Google engineers have spent 1,000 man-years trying to understand the apple.
Intuitively, it's simple: An apple is the round thing hanging from the tree. But it's also the company that made the iPod, and the Beatles' record label, and the thing your neighbourhood farmer's market sells every Sunday.
When someone simply searches for "apple," how do you tell what it is they're looking for?
"When I built the first search system, it exploded in my face," says Amit Singhal, the man responsible for the code at the heart of Google's core search engine. "People were searching for apples and we were giving them the computer company."
The story of exactly what happens in the microseconds between when a user clicks "Search" and when Google presents its results is the tale of one of the most fiendishly difficult puzzles of the digital age: How do you sort the Internet?

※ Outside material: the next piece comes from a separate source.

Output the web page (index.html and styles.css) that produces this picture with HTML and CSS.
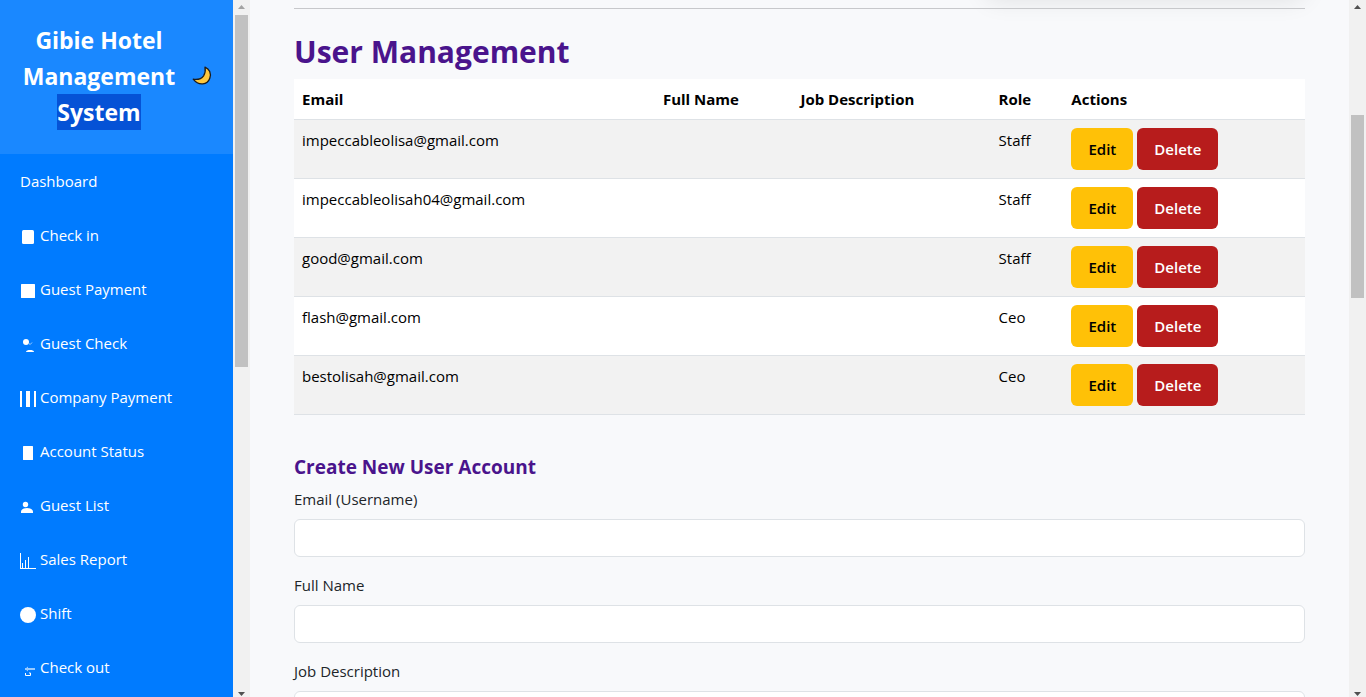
FILE: index.html
```html
<!DOCTYPE html>
<html lang="en">
<head>
<meta charset="utf-8">
<title>Gibie Hotel Management System</title>
<link rel="stylesheet" href="styles.css">
</head>
<body>
<div class="app">
  <aside class="sidebar">
    <header class="brand">
      <h1 class="brand-name">Gibie Hotel Management <mark class="selected">System</mark></h1>
      <button class="theme-toggle" type="button" aria-label="Toggle dark mode">
        <svg class="moon" viewBox="0 0 20 20"><path d="M13 1.200C17.500 3 19.500 7.500 17.800 12.200C15.500 18.800 7 20.500 1.200 13.200C5.500 13.800 9.500 12.800 11.600 9.800C13.400 7 13.500 4 13 1.200Z" fill="#ffc83d" stroke="#1b1b1b" stroke-width="1.300" stroke-linejoin="round"/></svg>
      </button>
    </header>
    <nav class="nav">
      <a class="nav-link" href="#">Dashboard</a>
      <a class="nav-link" href="#"><svg class="icon" viewBox="0 0 16 16"><rect x="2" y="1" width="12" height="14" rx="1.500"/></svg>Check in</a>
      <a class="nav-link" href="#"><svg class="icon" viewBox="0 0 16 16"><rect x="1" y="1" width="14" height="14" rx="0.500"/></svg>Guest Payment</a>
      <a class="nav-link" href="#"><svg class="icon" viewBox="0 0 16 16"><circle cx="6" cy="5" r="3"/><path d="M9 6.500l1.200 1L12 5.500" fill="none" stroke="#fff" stroke-width="0.600"/><path d="M6 15C6 13.500 8 13 10 13S14 13.500 14 15Z"/></svg>Guest Check</a>
      <a class="nav-link" href="#"><svg class="icon" viewBox="0 0 16 16"><path d="M0 0h2v16H0zM6 0h4v16H6zM14 0h2v16h-2z"/></svg>Company Payment</a>
      <a class="nav-link" href="#"><svg class="icon" viewBox="0 0 16 16"><rect x="3" y="1" width="10" height="14" rx="0.500"/></svg>Account Status</a>
      <a class="nav-link" href="#"><svg class="icon" viewBox="0 0 16 16"><circle cx="5.500" cy="5.500" r="2.700"/><path d="M1 14v-1C1 10.500 3.500 9 7 9s6 1.500 6 4v1z"/></svg>Guest List</a>
      <a class="nav-link" href="#"><svg class="icon" viewBox="0 0 16 16"><path d="M0 0h1v15h15v1H0zM2 10h1v5H2zM5 7h1v8H5zM8 4h1v11H8z"/></svg>Sales Report</a>
      <a class="nav-link" href="#"><svg class="icon" viewBox="0 0 16 16"><circle cx="8" cy="8" r="8"/></svg>Shift</a>
      <a class="nav-link" href="#"><svg class="icon" viewBox="0 0 16 16"><path d="M5 7h10v2H5zM8 5.500v5L5 8z" opacity="0.600"/><path d="M5.500 12v2.500h5V12H9" fill="none" stroke="#fff"/></svg>Check out</a>
    </nav>
  </aside>
  <div class="scrollbar" aria-hidden="true">
    <svg class="arrow arrow-off" viewBox="0 0 17 15"><path d="M5 9h7L8.500 5z"/></svg>
    <div class="track"><div class="thumb thumb-menu"></div></div>
    <svg class="arrow" viewBox="0 0 17 15"><path d="M5 10h7l-3.500 4z"/></svg>
  </div>
  <main class="content">
    <div class="card"></div>
    <hr class="rule">
    <h2 class="title">User Management</h2>
    <table class="users">
      <colgroup><col class="c-email"><col class="c-name"><col class="c-job"><col class="c-role"><col class="c-actions"></colgroup>
      <thead>
        <tr><th>Email</th><th>Full Name</th><th>Job Description</th><th>Role</th><th>Actions</th></tr>
      </thead>
      <tbody>
        <tr><td>impeccableolisa@gmail.com</td><td></td><td></td><td>Staff</td><td><div class="actions"><button class="btn edit" type="button">Edit</button><button class="btn delete" type="button">Delete</button></div></td></tr>
        <tr><td>impeccableolisah04@gmail.com</td><td></td><td></td><td>Staff</td><td><div class="actions"><button class="btn edit" type="button">Edit</button><button class="btn delete" type="button">Delete</button></div></td></tr>
        <tr><td>good@gmail.com</td><td></td><td></td><td>Staff</td><td><div class="actions"><button class="btn edit" type="button">Edit</button><button class="btn delete" type="button">Delete</button></div></td></tr>
        <tr><td>flash@gmail.com</td><td></td><td></td><td>Ceo</td><td><div class="actions"><button class="btn edit" type="button">Edit</button><button class="btn delete" type="button">Delete</button></div></td></tr>
        <tr><td>bestolisah@gmail.com</td><td></td><td></td><td>Ceo</td><td><div class="actions"><button class="btn edit" type="button">Edit</button><button class="btn delete" type="button">Delete</button></div></td></tr>
      </tbody>
    </table>
    <h3 class="subtitle">Create New User Account</h3>
    <form class="form">
      <div class="field"><label for="email">Email (Username)</label><input id="email" type="email"></div>
      <div class="field"><label for="fullname">Full Name</label><input id="fullname" type="text"></div>
      <div class="field"><label for="job">Job Description</label><input id="job" type="text"></div>
    </form>
  </main>
  <div class="scrollbar" aria-hidden="true">
    <svg class="arrow" viewBox="0 0 17 15"><path d="M5 9h7L8.500 5z"/></svg>
    <div class="track track-page"><div class="thumb thumb-page"></div></div>
    <svg class="arrow" viewBox="0 0 17 15"><path d="M5 10h7l-3.500 4z"/></svg>
  </div>
</div>
</body>
</html>
```
FILE: styles.css
```css
* { box-sizing: border-box; }

body {
  margin: 0;
  font: 15px/24px "Segoe UI", "Open Sans", "Noto Sans", sans-serif;
  color: #212529;
  background: #f8f9fb;
}

.app {
  display: flex;
  height: 100vh;
  overflow: hidden;
}

/* Sidebar */
.sidebar {
  flex: 0 0 233px;
  overflow: hidden;
  background: #007bff;
}

.brand {
  display: flex;
  align-items: center;
  justify-content: space-between;
  padding: 22px 21px 24px 20px;
  background: #1a88ff;
}

.brand-name {
  flex: 0 0 158px;
  margin: 0;
  font-size: 23px;
  line-height: 36px;
  font-weight: 700;
  text-align: center;
  color: #fff;
}

.selected {
  display: inline-block;
  color: #fff;
  background: #0552d6;
}

.theme-toggle {
  display: flex;
  padding: 0;
  border: 0;
  background: none;
}

.moon { width: 20px; height: 20px; }

.nav-link {
  display: flex;
  align-items: center;
  gap: 4px;
  padding: 15px 20px;
  color: #fff;
  text-decoration: none;
}

.icon {
  width: 16px;
  height: 16px;
  margin-top: 4px;
  fill: #fff;
}

/* Scrollbars */
.scrollbar {
  display: flex;
  flex-direction: column;
  flex: 0 0 17px;
  background: #f1f1f1;
}

.arrow {
  width: 17px;
  height: 15px;
  flex: none;
  fill: #505050;
}

.arrow-off { fill: #a3a3a3; }

.track { flex: 1; padding: 0 2px; }
.track-page { padding-top: 100px; }
.thumb { background: #c1c1c1; }
.thumb-menu { height: 352px; }
.thumb-page { height: 183px; }

/* Content */
.content {
  flex: 1;
  min-width: 0;
  padding: 0 44px;
  overflow: hidden;
}

.card {
  width: 320px;
  height: 40px;
  margin: -48px 0 0 auto;
  border-radius: 12px;
  box-shadow: 0 8px 24px rgba(0, 0, 0, 0.1);
}

.rule {
  height: 1px;
  margin: 16px 0 24px;
  border: 0;
  background: #c7c8cb;
}

.title {
  margin: 0 0 8px;
  font-size: 30px;
  line-height: 38px;
  font-weight: 700;
  color: #4a148c;
}

.users {
  width: 100%;
  margin-bottom: 40px;
  table-layout: fixed;
  border-collapse: collapse;
  color: #000;
  background: #fff;
}

.c-email { width: 35.7%; }
.c-name { width: 13.6%; }
.c-job { width: 19.6%; }
.c-role { width: 7.2%; }
.c-actions { width: 23.9%; }

.users th,
.users td {
  padding: 8px;
  border-bottom: 1px solid #dee2e6;
  text-align: left;
  vertical-align: top;
}

.users th { font-weight: 700; }
.users tbody tr:nth-child(odd) { background: #f2f2f2; }

.actions { display: flex; gap: 4px; }

.btn {
  min-width: 62px;
  padding: 8px 16px;
  border: 1px solid transparent;
  border-radius: 6px;
  font: inherit;
  font-weight: 600;
}

.edit { color: #000; background: #ffc107; }
.delete { min-width: 81px; color: #fff; background: #b71c1c; }

.subtitle {
  margin: 0 0 8px;
  font-size: 19px;
  line-height: 24px;
  font-weight: 700;
  color: #4a148c;
}

.field { margin-bottom: 16px; }

.field label {
  display: block;
  margin-bottom: 8px;
}

.field input {
  display: block;
  width: 100%;
  height: 38px;
  padding: 6px 12px;
  border: 1px solid #dee2e6;
  border-radius: 6px;
  font: inherit;
  background: #fff;
}
```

But telling apples from Apples is more than just an intellectual challenge. It's also the key to Google's $160-billion (U.S.) empire. While the company has expanded into everything from smart phones to social networking, the heart of its business remains the provision of quick, accurate answers to people's search queries. Beside those answers, more often than not, Google will display ads related to the queries - ads from which Google derives the majority of its $24-billion-a-year revenue.
Earlier this month, the company announced a complete overhaul to the way it indexes the Web. Called "Caffeine," Google's new algorithm collects information about hundreds of thousands of web pages every second. The resulting database takes up a massive 100 million gigabytes of space.
There is an excellent reason why Google is willing to go to such lengths to improve its search engine: There is no loyalty in search. If a better search engine were to come along, users would flock to it, and Google's dominance would disappear.
For the first time since Google began eviscerating the competition in the search market a decade ago, a new crop of sites are threatening its position. Millions of users are turning to sites ranging from Twitter to Facebook, Amazon to eBay, to look for breaking news, restaurant recommendations or shoes for sale. Apple is starting to leverage its massive mobile applications ecosystem to run an advertising business aimed squarely at taking revenue away from Google's search advertising. Suddenly, Google's list of potential competitors has exploded.
The most high-profile of those competitors is Microsoft, which launched its Bing search engine last year. Google still dominates the search business - it controls about two-thirds of the key U.S. market - but Bing's initial growth, which saw it grab about 11 per cent of the market, caught Google off guard. To maintain its dominance, Google needs to remain a step ahead of its rivals when it comes to search technology.
A rare series of interviews with Google's top search staff reveal how difficult a job that is. From dealing with synonyms to understanding context to monitoring real-time data, Google's chief engineers have to grapple with the challenge of how to monitor every bit of information in the world.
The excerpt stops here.